Of course, improved performance isn't just for low-end devices – Google is touting "faster multitasking" for all devices. Not only is memory optimized in 4.4, but the touchscreen supposedly responds "faster and more accurately than ever before." So basically, you'll be able to do more things at once and switch between applications almost instantly.
Just as ICS brought forth native screenshots, KitKat will bring native screen recording (!!). Finally, the need for root and [sometimes janky] third-party applications will be no more – recording what's happening on the screen will just be part of the system. That's going to make my job a lot easier. Thanks, Google!
As previously rumored, cloud printing will now be an official part of Android with 4.4. If you have a printer connected to Google Cloud Print, then you're basically ready to go. You'll be able to push any document, picture, or web page to the printer directly from a phone or tablet.

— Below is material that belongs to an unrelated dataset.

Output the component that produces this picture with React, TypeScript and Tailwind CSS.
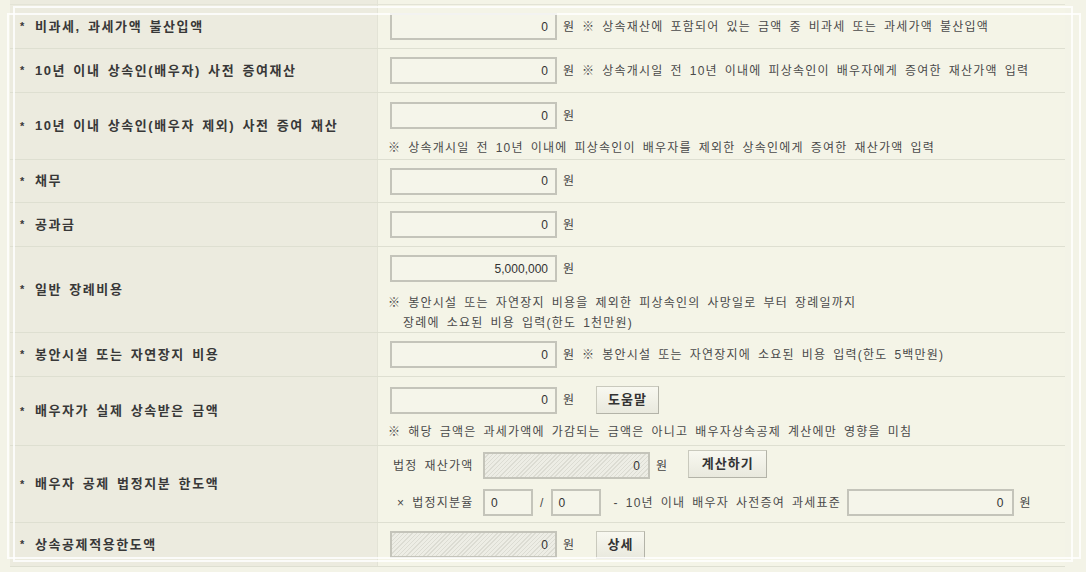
import React from 'react';

const font = "font-['Liberation_Sans','Noto_Sans_CJK_KR',sans-serif]";

function Money({ value = '0', hatched = false, w = 'w-[167px]' }: { value?: string; hatched?: boolean; w?: string }) {
  return (
    <div
      className={`${w} h-[27px] border-2 border-[#c4c4ba] flex items-center justify-end pr-[7px] text-[12px] text-[#333] ${
        hatched
          ? 'bg-[repeating-linear-gradient(135deg,#ededE5_0px,#ededE5_2px,#dcdcd3_2px,#dcdcd3_3px)]'
          : 'bg-[#f5f5ea]'
      }`}
    >
      {value}
    </div>
  );
}

function Btn({ children, w }: { children: React.ReactNode; w: string }) {
  return (
    <div
      className={`${w} h-[28px] flex items-center justify-center border border-[#c9c9bd] border-b-[#b3b3a8] border-r-[#b3b3a8] bg-gradient-to-b from-[#f8f8f0] to-[#e9e9de] text-[13px] font-bold tracking-[1px] text-[#333]`}
    >
      {children}
    </div>
  );
}

function Won() {
  return <span className="ml-[6px] text-[12px] text-[#444]">원</span>;
}

function Note({ children, className = '' }: { children: React.ReactNode; className?: string }) {
  return (
    <span className={`text-[12px] tracking-[1.2px] [word-spacing:2.5px] text-[#4a4a4a] ${className}`}>{children}</span>
  );
}

function Row({ label, h, children }: { label: string; h: string; children: React.ReactNode }) {
  return (
    <div className={`flex ${h} border-b border-[#dedfd1]`}>
      <div className="w-[368px] shrink-0 bg-[#ecebdf] border-r border-[#e3e3d6] flex items-center pl-[10px] text-[13px] font-bold tracking-[1.6px] [word-spacing:2px] text-[#383838]">
        <span className="mr-[9px] text-[11px]">*</span>
        {label}
      </div>
      <div className="flex-1 pl-[12px]">{children}</div>
    </div>
  );
}

export default function App() {
  return (
    <div className={`relative w-[1086px] h-[572px] overflow-hidden bg-[#f3f3e7] ${font}`}>
      <div className="ml-[10px] w-[1055px] bg-[#f4f4e7]">
        {/* spacer above first row */}
        <div className="flex h-[5px] border-b border-[#e3e3d6]">
          <div className="w-[368px] bg-[#ecebdf] border-r border-[#e3e3d6]" />
          <div className="flex-1" />
        </div>

        <Row label="비과세, 과세가액 불산입액" h="h-[44px]">
          <div className="flex items-center h-full">
            <Money />
            <Won />
            <Note className="ml-[8px]">※ 상속재산에 포함되어 있는 금액 중 비과세 또는 과세가액 불산입액</Note>
          </div>
        </Row>

        <Row label="10년 이내 상속인(배우자) 사전 증여재산" h="h-[44px]">
          <div className="flex items-center h-full">
            <Money />
            <Won />
            <Note className="ml-[8px]">※ 상속개시일 전 10년 이내에 피상속인이 배우자에게 증여한 재산가액 입력</Note>
          </div>
        </Row>

        <Row label="10년 이내 상속인(배우자 제외) 사전 증여 재산" h="h-[67px]">
          <div className="flex flex-col pt-[9px]">
            <div className="flex items-center">
              <Money />
              <Won />
            </div>
            <Note className="mt-[10px] -ml-[2px]">※ 상속개시일 전 10년 이내에 피상속인이 배우자를 제외한 상속인에게 증여한 재산가액 입력</Note>
          </div>
        </Row>

        <Row label="채무" h="h-[43px]">
          <div className="flex items-center h-full">
            <Money />
            <Won />
          </div>
        </Row>

        <Row label="공과금" h="h-[44px]">
          <div className="flex items-center h-full">
            <Money />
            <Won />
          </div>
        </Row>

        <Row label="일반 장례비용" h="h-[86px]">
          <div className="flex flex-col pt-[8px]">
            <div className="flex items-center">
              <Money value="5,000,000" />
              <Won />
            </div>
            <Note className="mt-[11px] -ml-[2px] leading-[20px]">
              ※ 봉안시설 또는 자연장지 비용을 제외한 피상속인의 사망일로 부터 장례일까지
              <br />
              <span className="pl-[15px]">장례에 소요된 비용 입력(한도 1천만원)</span>
            </Note>
          </div>
        </Row>

        <Row label="봉안시설 또는 자연장지 비용" h="h-[44px]">
          <div className="flex items-center h-full">
            <Money />
            <Won />
            <Note className="ml-[8px]">※ 봉안시설 또는 자연장지에 소요된 비용 입력(한도 5백만원)</Note>
          </div>
        </Row>

        <Row label="배우자가 실제 상속받은 금액" h="h-[69px]">
          <div className="flex flex-col pt-[9px]">
            <div className="flex items-center">
              <Money />
              <Won />
              <div className="ml-[22px]">
                <Btn w="w-[63px]">도움말</Btn>
              </div>
            </div>
            <Note className="mt-[9px] -ml-[2px]">※ 해당 금액은 과세가액에 가감되는 금액은 아니고 배우자상속공제 계산에만 영향을 미침</Note>
          </div>
        </Row>

        <Row label="배우자 공제 법정지분 한도액" h="h-[77px]">
          <div className="flex flex-col pt-[6px] gap-[10px] text-[12px] tracking-[1.2px] [word-spacing:2.5px] text-[#4a4a4a]">
            <div className="flex items-center">
              <span className="w-[93px] pl-[3px]">법정 재산가액</span>
              <Money hatched />
              <Won />
              <div className="ml-[20px] -mt-[4px]">
                <Btn w="w-[79px]">계산하기</Btn>
              </div>
            </div>
            <div className="flex items-center">
              <span className="w-[93px] pl-[7px]">× 법정지분율</span>
              <div className="w-[50px] h-[27px] border-2 border-[#c4c4ba] bg-[#f5f5ea] flex items-center pl-[6px] text-[#333]">0</div>
              <span className="ml-[7px] mr-[6px]">/</span>
              <div className="w-[50px] h-[27px] border-2 border-[#c4c4ba] bg-[#f5f5ea] flex items-center pl-[6px] text-[#333]">0</div>
              <span className="ml-[13px] w-[233px] whitespace-nowrap">- 10년 이내 배우자 사전증여 과세표준</span>
              <Money />
              <Won />
            </div>
          </div>
        </Row>

        <Row label="상속공제적용한도액" h="h-[44px]">
          <div className="flex items-center h-full">
            <Money hatched />
            <Won />
            <div className="ml-[22px]">
              <Btn w="w-[49px]">상세</Btn>
            </div>
          </div>
        </Row>
      </div>

      {/* faint double outline lying over the table */}
      <div className="absolute left-[13px] top-[6px] w-[1060px] h-[556px] border-2 border-white/80 pointer-events-none" />
      <div className="absolute left-[7px] top-[13px] w-[1074px] h-[546px] border-2 border-white/80 pointer-events-none" />
    </div>
  );
}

That's not the only cloud service that's get enhanced in KitKat – apps like Quickoffice will be able to open and save files not only in Google Drive, but also other cloud services, like Box or Dropbox. That's convenient.
Phone and Messaging
Since smartphones are still actual phones, the dialer is getting smarter. With KitKat, when a number not in your contacts calls you, the phone will automatically check the number against local listings using Google Maps. If it's a local business, then you'll know it. The dialer will also prioritize contacts that you talk to the most, so getting in touch with those closest to you is quick and easy. That's really sweet, Google. <3
As we've already seen, Hangouts now takes the place of the default messaging app, so "all your messages [are] in the same place." It appears that SMS and Hangout messages will both appear in-line with each other, so conversations will always flow as they are supposed to, regardless of the medium in which you're talking to the other person on. And of course, you'll also be able to share your location and animated GIFs through Hangouts, too. Because staying away from GIFs isn't something our internet overlords will allow. Ever.
Oh, and get ready for Emoji. So much Emoji. You've been warned.
NFC, Bluetooth, and IR Blasters
So tap-to-pay in Google Wallet never really took off, mostly because carriers were about as helpful as herpes when it came to allowing its use on their networks. Basically, everyone aside from Sprint (in the US, that is), wouldn't let Google control the secure element, which is required to make NFC payments. With KitKat, however, Google bypasses the need to control the secure element and handles everything virtually. What does that mean? It's means you'll be able to use Wallet (and NFC in general) in more places, carriers be damned.
Bluetooth will also see lots of new features in KitKat, including two new profiles: HID over GATT, which provides a "low-latency link with low-power devices such as mice, joysticks, and keyboards;" and Bluetooth MAP, which "apps exchange messages with a nearby device." In addition to that, users will also be able to "set absolute volume on the system from their Bluetooth devices" thanks to an extension to Bluetooth AVRCP 1.3. So really, all that just means Bluetooth is getting better and more useful. Those are both things I like.
While we're talking about wireless radios and such, let's talk about IR Blasters. As most of you know, both the GS4 and HTC One have IR Blasters, but both were basically useless in the Google Play edition device because stock Android didn't have support for the hardware. Well, now it does. Time to start channel surfing while you're web surface. All from your phone.
Of course, there's so much more
This is really just some of the key things to expect in KitKat – there are a lot more low-level developer things going on behind the scenes that we haven't even touched on yet (if you're interested in those, you can find full details here). So far, this seems like the biggest Android release since Ice Cream Sandwich, and easily surpasses all three versions of Jelly Bean combined in the features department. Google has clearly been hard at work on this one... now we just have to play the waiting game a bit longer to get it in our hands.